**Given data**.
────────

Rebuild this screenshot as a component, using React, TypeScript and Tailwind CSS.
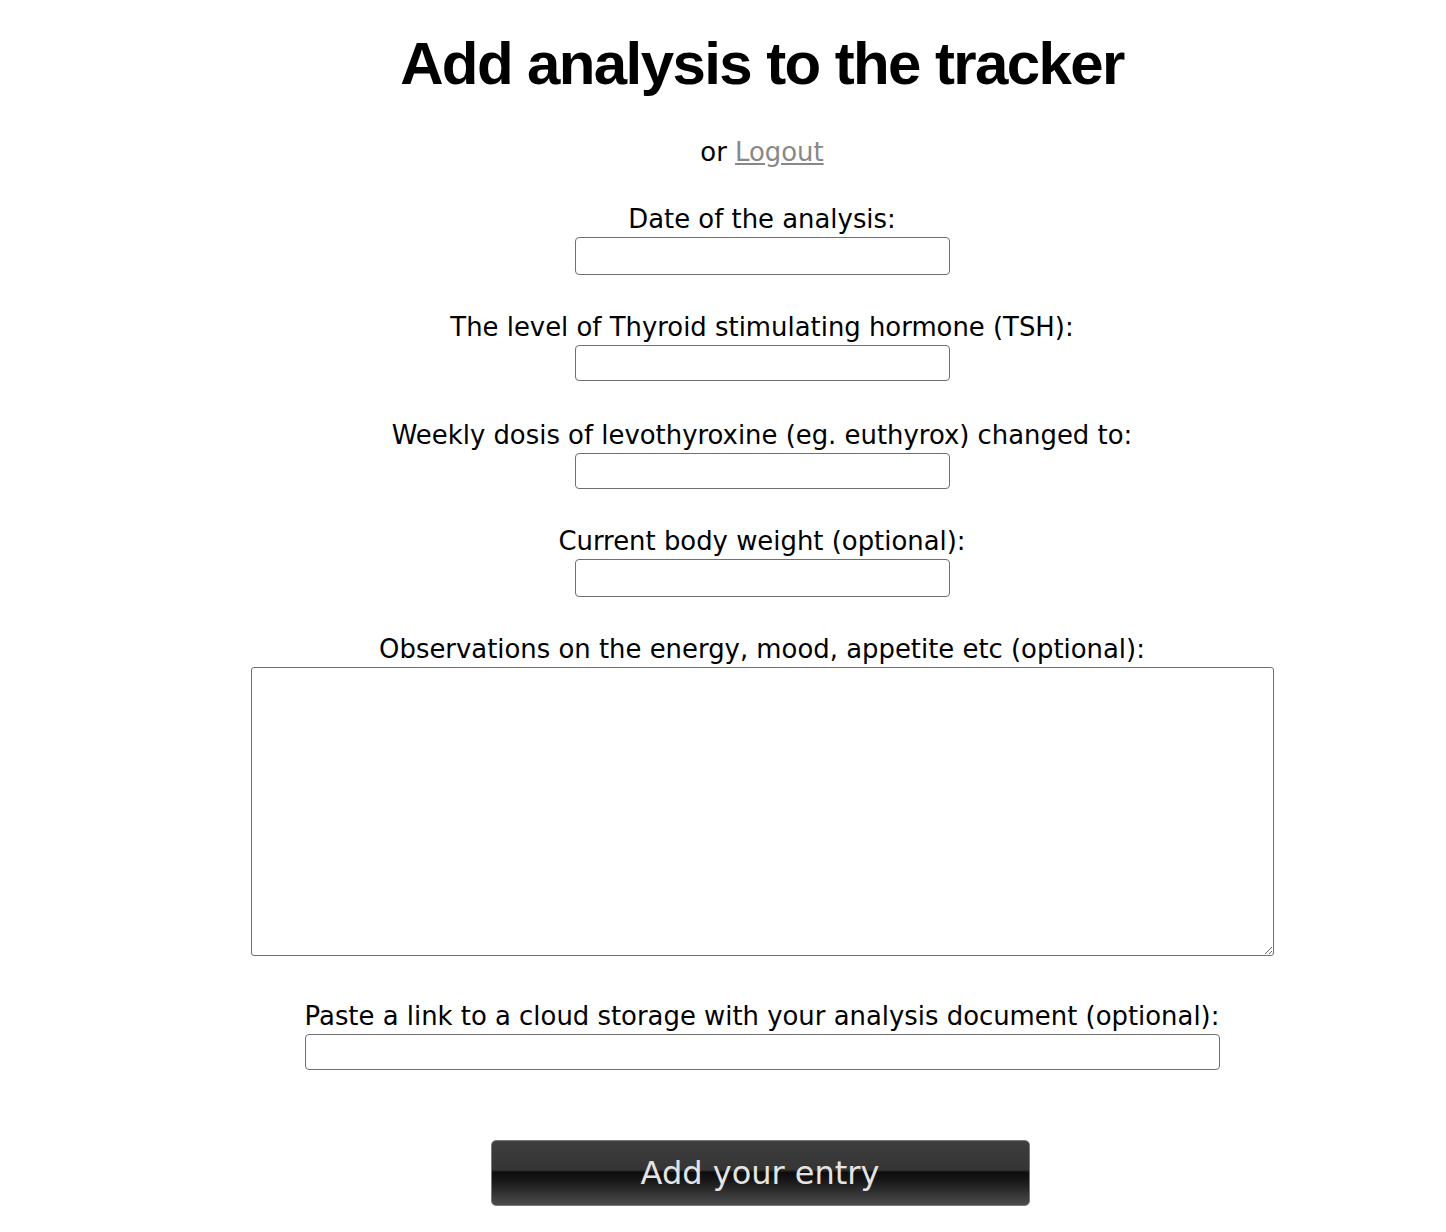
import React from "react";

interface FieldProps {
  label: string;
  className?: string;
  children: React.ReactNode;
}

function Field({ label, className, children }: FieldProps) {
  return (
    <div className={"self-stretch flex flex-col items-center " + (className ?? "")}>
      <label className="block text-center leading-[31px] pb-[2px] whitespace-nowrap">{label}</label>
      {children}
    </div>
  );
}

const inputCls = "block w-[375px] border border-[#6f6f6f] rounded-[4px] bg-white";

export default function App() {
  return (
    <div className="min-h-screen bg-white text-black font-['DejaVu_Sans',sans-serif] text-[25.9px] pl-[78px] pt-[34px] pb-[30px] flex flex-col items-center">
      <h1 className="font-['Liberation_Sans',Arial,sans-serif] font-bold text-[60px] leading-[60px] tracking-[-1.6px] whitespace-nowrap">
        Add analysis to the tracker
      </h1>
      <p className="mt-[42px] leading-[33px]">
        or{" "}
        <a href="#" className="text-[#888888] underline">
          Logout
        </a>
      </p>

      <form className="flex flex-col items-center" onSubmit={(e) => e.preventDefault()}>
        <Field label="Date of the analysis:" className="mt-[35px]">
          <input type="text" className={inputCls + " h-[38px]"} />
        </Field>
        <Field label="The level of Thyroid stimulating hormone (TSH):" className="mt-[37px]">
          <input type="text" className={inputCls + " h-[36px]"} />
        </Field>
        <Field label="Weekly dosis of levothyroxine (eg. euthyrox) changed to:" className="mt-[39px]">
          <input type="text" className={inputCls + " h-[36px]"} />
        </Field>
        <Field label="Current body weight (optional):" className="mt-[37px]">
          <input type="text" className={inputCls + " h-[38px]"} />
        </Field>
        <Field label="Observations on the energy, mood, appetite etc (optional):" className="mt-[37px]">
          <textarea className="block w-[1023px] h-[289px] border border-[#6f6f6f] rounded-[3px] bg-white resize" />
        </Field>
        <Field label="Paste a link to a cloud storage with your analysis document (optional):" className="mt-[45px]">
          <input type="text" className="block w-[915px] h-[36px] border border-[#6f6f6f] rounded-[4px] bg-white" />
        </Field>

        <button
          type="submit"
          className="mt-[70px] mr-[4px] w-[539px] h-[66px] flex items-center justify-center rounded-[5px] border border-[#7a7a7a] text-[32px] text-[#e4e4e4] bg-[linear-gradient(to_bottom,#3e3e3e_0%,#353535_45%,#0c0c0c_49%,#181818_62%,#4c4c4c_100%)]"
        >
          Add your entry
        </button>
      </form>
    </div>
  );
}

────────

**Work to be completed**. Up to and including the line containing "w-[375px] border border-[#6f6f6f]", repeat every line from the start of the data, but none of the pictures.

**Solution to the problem**.
Rebuild this screenshot as a component, using React, TypeScript and Tailwind CSS.
import React from "react";

interface FieldProps {
  label: string;
  className?: string;
  children: React.ReactNode;
}

function Field({ label, className, children }: FieldProps) {
  return (
    <div className={"self-stretch flex flex-col items-center " + (className ?? "")}>
      <label className="block text-center leading-[31px] pb-[2px] whitespace-nowrap">{label}</label>
      {children}
    </div>
  );
}

const inputCls = "block w-[375px] border border-[#6f6f6f] rounded-[4px] bg-white";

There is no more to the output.